Cuando aprendí a leer, me regalaron el arma más poderosa que puede tener el ser humano, el alimento más enérgico para la imaginación y el conocimiento. Como si de mariposas de alas blancas se tratase, los cuentos fueron llegando a mis manos, posándose en ellas para hacerme volar entre mil historias. La habitación donde mis juegos eran el relleno de tiempos libres se convirtió en la Caja Mágica donde un libro daba paso a las aventuras más maravillosas que mi mente, aún de niña, no había podido imaginar.

Más tarde, esas historias se fueron transformando y pasé de ser una princesa a una heroína de cómic.

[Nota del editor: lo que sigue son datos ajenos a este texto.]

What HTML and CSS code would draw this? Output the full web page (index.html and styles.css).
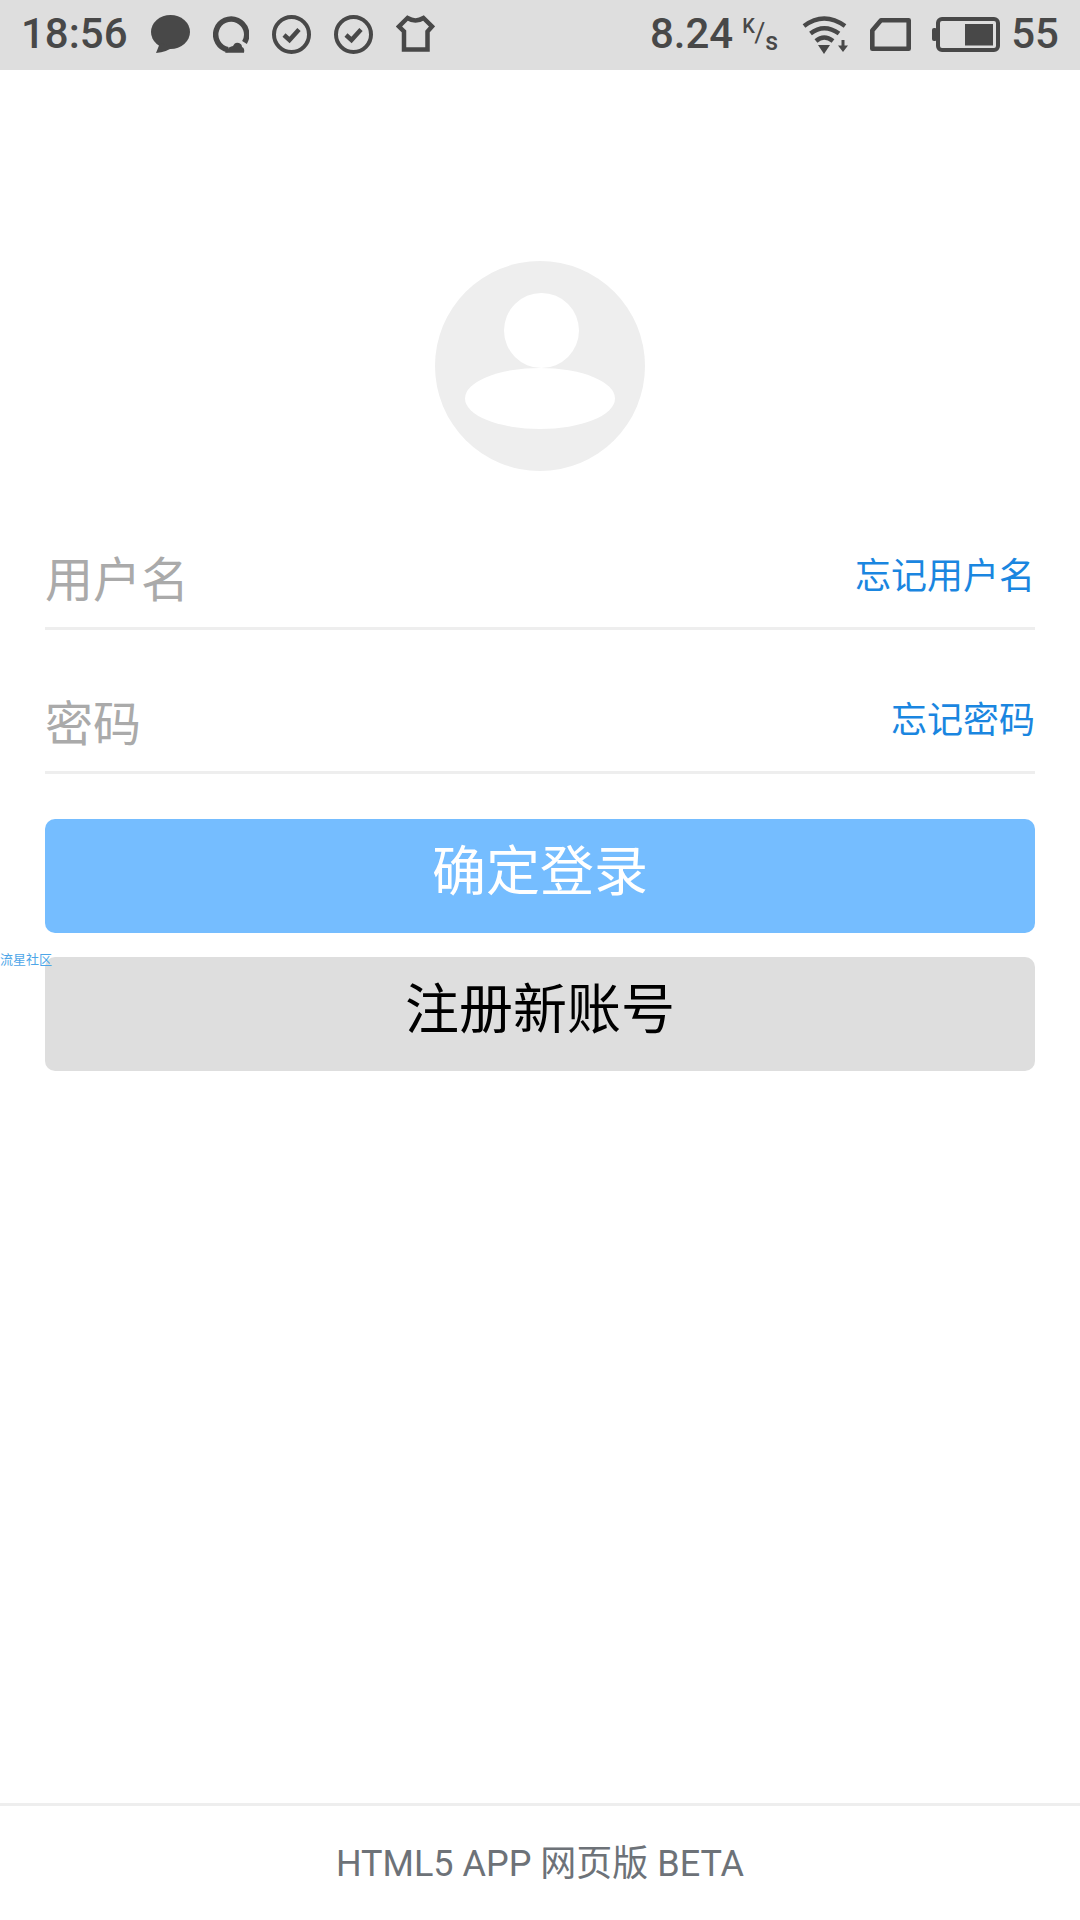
FILE: index.html
```html
<!DOCTYPE html>
<html lang="zh-CN">
<head>
<meta charset="utf-8">
<title>登录</title>
<link rel="stylesheet" href="styles.css">
</head>
<body>
<div class="page">
  <header class="status">
    <div class="status-left">
      <span class="time">18:56</span>
      <svg class="ic ic-chat" viewBox="0 0 39 38"><ellipse cx="19.500" cy="17" rx="19.500" ry="17"/><path d="M9 28 L5 38 Q16 37 22 32 Z"/></svg>
      <svg class="ic ic-q" viewBox="0 0 36 37"><path class="ln" d="M31.500 26.500 A15.500 15.500 0 1 0 15 33.700" stroke-width="5.500"/><path d="M12 36.800 L16 31.500 Q18.500 30 20 30 Q22 25.500 26 27 Q29 28 29 31 Q32 32 31 36.800 Z"/></svg>
      <svg class="ic ic-check" viewBox="0 0 39 39"><circle class="ln" cx="19.500" cy="19.500" r="17.500" stroke-width="4"/><path class="ln" d="M12 20 L17.500 25 L27 14.500" stroke-width="4.500"/></svg>
      <svg class="ic ic-check" viewBox="0 0 39 39"><circle class="ln" cx="19.500" cy="19.500" r="17.500" stroke-width="4"/><path class="ln" d="M12 20 L17.500 25 L27 14.500" stroke-width="4.500"/></svg>
      <svg class="ic ic-shirt" viewBox="0 0 39 38"><path class="ln" d="M11.500 3 Q19.500 8 27.500 3 L36 11.500 L31.500 16.500 V34.500 H8 V16.500 L3 11.500 Z" stroke-width="4.500"/></svg>
    </div>
    <div class="status-right">
      <span class="speed">8.24</span>
      <span class="unit"><span class="unit-k">K</span><span class="unit-slash">/</span><span class="unit-s">s</span></span>
      <svg class="ic ic-wifi" viewBox="0 0 46 39"><path class="ln" d="M2 11 Q22 -4 43 11" stroke-width="4.500"/><path class="ln" d="M8.500 18.500 Q22 8 37 18.500" stroke-width="4.500"/><path class="ln" d="M14 26 Q22 19 31 26" stroke-width="4.500"/><path d="M16 30 L28 30 L22 39 Z"/><path d="M39.500 25 H42.500 V30.500 H46 L41 37 L36 30.500 H39.500 Z"/></svg>
      <svg class="ic ic-sim" viewBox="0 0 41 33"><path class="ln" d="M11 2.300 H38.700 V30.700 H2.300 V12.500 Z" stroke-width="4.600" stroke-linejoin="round"/></svg>
      <svg class="ic ic-batt" viewBox="0 0 68 35"><rect x="0" y="11" width="5" height="13" rx="2"/><rect class="ln" x="6" y="2" width="60" height="31" rx="4" stroke-width="4"/><rect x="33" y="7" width="28" height="21.500"/></svg>
      <span class="level">55</span>
    </div>
  </header>

  <main class="login">
    <div class="avatar">
      <span class="avatar-head"></span>
      <span class="avatar-body"></span>
    </div>
    <div class="field">
      <input class="field-input" type="text" placeholder="用户名">
      <a class="field-link">忘记用户名</a>
    </div>
    <div class="field">
      <input class="field-input" type="password" placeholder="密码">
      <a class="field-link">忘记密码</a>
    </div>
    <button class="btn btn-primary" type="button">确定登录</button>
    <button class="btn btn-secondary" type="button">注册新账号</button>
  </main>

  <span class="watermark">流星社区</span>

  <footer class="footer">HTML5 APP 网页版 BETA</footer>
</div>
</body>
</html>
```

FILE: styles.css
```css
* { box-sizing: border-box; }
html, body { margin: 0; padding: 0; background: #fff; }
body { font-family: "Noto Sans CJK SC", "Noto Sans", sans-serif; }

.page {
  position: relative;
  width: 1080px;
  height: 1920px;
  display: flex;
  flex-direction: column;
  overflow: hidden;
}

.status {
  height: 70px;
  flex: none;
  background: #dedede;
  color: #484848;
  display: flex;
  justify-content: space-between;
  align-items: center;
  padding: 0 21px;
  font-family: Roboto, sans-serif;
  font-weight: 500;
}
.status-left, .status-right { display: flex; align-items: center; }
.status-left { gap: 23px; }
.time, .speed, .level { font-size: 42px; line-height: 68px; margin-top: -2px; }
.ic { display: block; flex: none; fill: #484848; margin-top: -2px; }
.ln { fill: none; stroke: #484848; }
.ic-chat { width: 39px; height: 38px; }
.ic-q { width: 36px; height: 37px; }
.ic-check { width: 39px; height: 39px; }
.ic-shirt { width: 39px; height: 38px; }
.unit { position: relative; width: 36px; height: 69px; margin-left: 9px; }
.unit-k, .unit-slash, .unit-s { position: absolute; line-height: 1; }
.unit-k { left: 0; top: 15px; font-size: 20px; }
.unit-slash { left: 12px; top: 19px; font-size: 27px; font-weight: 400; }
.unit-s { left: 23px; top: 28px; font-size: 25px; }
.ic-wifi { width: 46px; height: 39px; margin-left: 24px; }
.ic-sim { width: 41px; height: 33px; margin-left: 22px; }
.ic-batt { width: 68px; height: 35px; margin-left: 21px; }
.level { margin-left: 11px; }

.login { padding: 191px 45px 0; display: flex; flex-direction: column; }
.avatar {
  position: relative;
  width: 210px;
  height: 210px;
  flex: none;
  align-self: center;
  border-radius: 50%;
  background: #eeeeee;
  margin-bottom: 15px;
}
.avatar-head {
  position: absolute;
  left: 69px;
  top: 32px;
  width: 75px;
  height: 75px;
  border-radius: 50%;
  background: #fff;
}
.avatar-body {
  position: absolute;
  left: 30px;
  top: 107px;
  width: 150px;
  height: 61px;
  border-radius: 50%;
  background: #fff;
}

.field {
  height: 144px;
  display: flex;
  align-items: flex-end;
  border-bottom: 3px solid #eeeeee;
}
.field-input {
  flex: 1;
  min-width: 0;
  border: 0;
  outline: 0;
  padding: 0;
  background: transparent;
  font-family: inherit;
  font-size: 48px;
  height: 70px;
  line-height: 70px;
  margin-bottom: 16px;
}
.field-input::placeholder { color: #aaaaaa; opacity: 1; }
.field-link {
  color: #1a86e0;
  font-size: 36px;
  line-height: 50px;
  margin-bottom: 29px;
}

.btn {
  display: block;
  width: 100%;
  height: 114px;
  border: 0;
  border-radius: 10px;
  font-family: inherit;
  font-size: 54px;
  padding: 0 0 17px;
  flex: none;
}
.btn-primary { margin-top: 45px; background: #75bdff; color: #fff; }
.btn-secondary { margin-top: 24px; background: #dedede; color: #000; }

.watermark {
  position: absolute;
  left: 0;
  top: 950px;
  font-size: 13px;
  line-height: 18px;
  color: #4ea6e8;
}

.footer {
  margin-top: auto;
  height: 117px;
  flex: none;
  border-top: 3px solid #eeeeee;
  display: flex;
  align-items: center;
  justify-content: center;
  color: #6d7278;
  font-size: 36px;
  padding-bottom: 6px;
  font-family: Roboto, "Noto Sans CJK SC", sans-serif;
}
```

Y me fui desdoblando en personajes que acrecentaban mis sueños; me fui imaginando conquistadora de islas, emperadora de lugares desconocidos colonizados únicamente por los habitantes que cada autor creaba como protagonistas y yo era una de ellas, metida en sus líneas y casi bebiéndolas.

Y descubrí que podía llegar a hacer que los personajes de esos libros fueran de carne y hueso simplemente con observar a mi alrededor, porque siempre había alguna persona cuyos gestos, palabras, su pelo o sus manos me recordaban esa página de la historia.

Y comencé a adentrarme en una realidad ajena a la superficie plana que simplemente se ve y vi más allá de sus caras, de sus manos, de sus gestos, de sus movimientos. Dentro de cada una de esas personas había una historia que yo imaginaba y que seguramente habitaba en ellos, porque los libros que leyeron y los engancharon, los sedujeron y quedaron en ellos para siempre.

Y en esa locura que solo se provoca en el lugar que existe entre un libro y tu imaginación, fui seducida por eso que genéricamente llaman amor a la lectura.

En abril comenzaron las maravillosas ferias del libro, esos países de Nunca Jamás donde existen castillos inmensos en forma de casetas blancas, con libreros enamorados hasta el tuétano, con editoriales que gustan bailar con sus autores y con miles de páginas anudadas a portadas que esconden el poder de hacernos soñar, de regalarnos saber, de completar tiempos muertos que dedicamos a mirar una pantalla o seguir el circular movimiento de una mosca en el cristal.

Sí, el libro te suplica que le permitas seducirte, que huelas su particular aroma, que acaricies sus márgenes e incluso que tatúes tus pensamientos a modo de anotaciones nerviosas y rápidas cuando te impacta o emociona uno de sus párrafos. Te suplica que lo admires en su portada que un día el autor mimó. Quiere que lo manosees mientras el sol broncea tu cuerpo y él te hace salirte del lugar que ocupas por unos instantes. Quiere ser ese amigo que te hace reír, te entretiene o te consuela. Quiere ser quien te dé la mejor receta de vida, quiere sacarte de tu rutina, quiere enamorarte, quiere dejarte con ganas de más.

Según mi amiga y autora Mar del Olmo, «Un libro siempre es el amante perfecto por el que dejarte seducir, incluso cuando no necesitas amor físico. Sus palabras pueden reconfortar tu alma porque te acarician el pensamiento; si el cuerpo te pide acción, te coge de la mano y te hace volar hasta el corazón de la aventura. Un libro a veces refleja tu vida y te hace llorar porque un desconocido entró en tu casa sin que lo supieras y expresó con palabras lo que a ti se te agolpa en la garganta. Un libro escucha, no juzga, te proporciona placer, te evade de los problemas y te enseña.  Si llego a saberlo antes, me hago bibliotecaria en lugar de casarme y tener hijos, que comen y cuestan mucho más».

Cada año las ferias del libro nos dejan con ganas de más, con la esperanza de encontrar esa historia que no olvidemos jamás y recomendemos ávidamente a las personas que queremos. Porque lo más bonito de los libros es que hay lugar para todos, y detrás de uno viene otro, porque siempre hay espacio en nuestra memoria para uno más.

Déjate seducir por un libro o por todos los que seas capaz, no es promiscuidad, es placer en letras mayúsculas.